Legend of Mana is a weird game. It comes out of what was, in retrospect, a pretty neat era in developer Squaresoft’s history: the unprecedented success of Final Fantasy VII gave them the capital to do whatever they wanted, and they decided to throw a lot of it at all these eccentric, experimental titles that filled the spaces in between subsequent Final Fantasies (and even Final Fantasy VIII wound up being an oddball by series standards).
Sure, a lot of them – Legend of Mana included – were a hot mess, but they were the sort of mess that could be deeply affecting if you were willing to engage with it on its own terms.
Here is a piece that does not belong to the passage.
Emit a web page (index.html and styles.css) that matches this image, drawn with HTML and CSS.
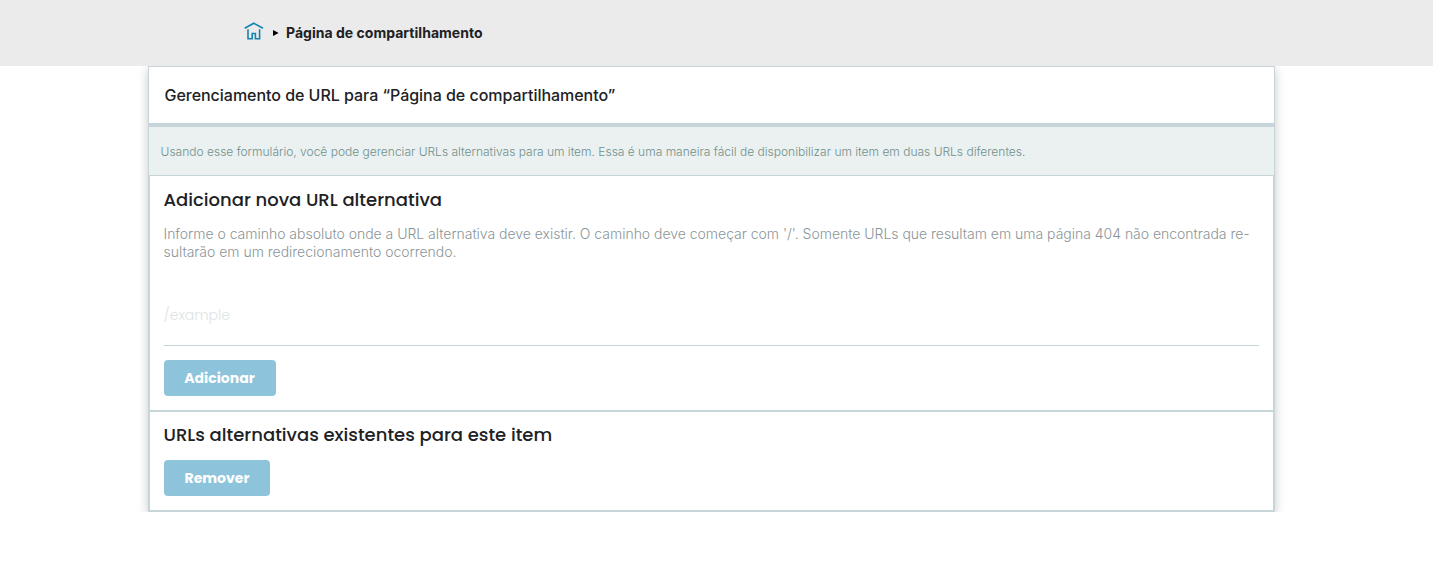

LoM had the odds stacked against it in this regard, as it happened to belong to the beloved Seiken Densetsu series: a lot of people in North America loved Secret of Mana (Seiken Densetsu 3), and were really miffed when Square decided to not localize Seiken Densetsu 3 in favor of a NA-exclusive title, Secret of Evermore. So I’d imagine that a lot of western fans saw Seiken Densetsu: Legend of Mana as the title that would finally give them the SoM followup that they wanted. But instead the game threw out most of the series’ tradition in favor of being a bizarre beat-em-up/table-top game fusion. Thus there were a lot of hurt feelings, tears, etc. And everyone generally agrees that the series fell apart after that, and, adding insult to injury, Seiken Densetsu 3 has never officially left Japan.
But I only played SoM for about 5 minutes as a kid, and so I had few expectations for LoM to dash. I loved it, but I also felt totally baffled by it, sinking many aimless hours into it. Eventually I just burned out.
As an adult, however, I feel I have the patience and know-how to fully appreciate LoM for what it wants to be, and to perhaps even cross the finish line.
LoM is very upfront about its artifice. The world starts off completely empty, and you’re given a relic – an item which can become a location if you place it on the map – which gives you a house. Then you get another relic, which allows you to place an adjacent town, and so forth. The world is being created by you as you explore it, and the game never asks any suspension of disbelief about it all, with one of the characters even saying that the whole thing is just make-believe. It’s all underlined by the stylized, hand-drawn storybook aesthetic.
There’s perhaps a minute of exposition sketching out what seems to be the backstory for an epic fantasy adventure. But after that minute is up, the plot is entirely ignored in favor of various episodic, nonlinear quests that take up the bulk of the game. Some of the quests are dramatic, some are silly, and some are just bizarre. It’s a bit like reading the opening lines of Paradise Lost only to turn the page and find that you’re actually reading the Canterbury Tales.
LoM has been heavily criticized for not having much of a plot, but I find that to be more of a feature than a bug. The essential charm of the game comes from exploring the surreal world and its denizens, occasionally becoming the supporting player for someone else’s storyline. LoM is really “about” it’s world, more than anything else.
It would have been easy to spin some tedious, obscurantist metaphysical melodrama around LoM’s setting, and I imagine it must have taken considerable restraint for Squaresoft of all developers to avoid this.
It’s a very, very pretty game, both visually and aurally. I adore the character design, especially. Like Suikoden II, it’s a good example of the glories of post-16 bit sprite work.
The quests and storylines are all over the place. There’s the standard, “let’s go kill that thing!” bunch, alongside with more bizarre ones. Like the one where I had to learn a conlang to sell lamps to dogs in order to keep two lovers together.
When you’re not interacting with the NPCs, you’re usually engaging in some pretty mindless, button-mashing battles (featuring finicky hit detection). But in spite of the apparent simplicity of the combat the various sub-systems are pretty arcane and still somewhat elusive to me. Indeed, it seems like half of the game’s mechanics exist as a sort of black box that fans have spent the past 17 years mapping out. I’m still not sure exactly how important all of this is in the long run.
I suspect a lot of this is the influence of producer Akitoshi Kawazu, a man who specializes in RPGs that require doctoral-level work in order to completely grasp.
In a way, though, that kinda fits with LoM’s aesthetic. If the game is about itself, then tinkering with its baroque mechanics would be just as much a part of the meaning as its weird, DIY setting.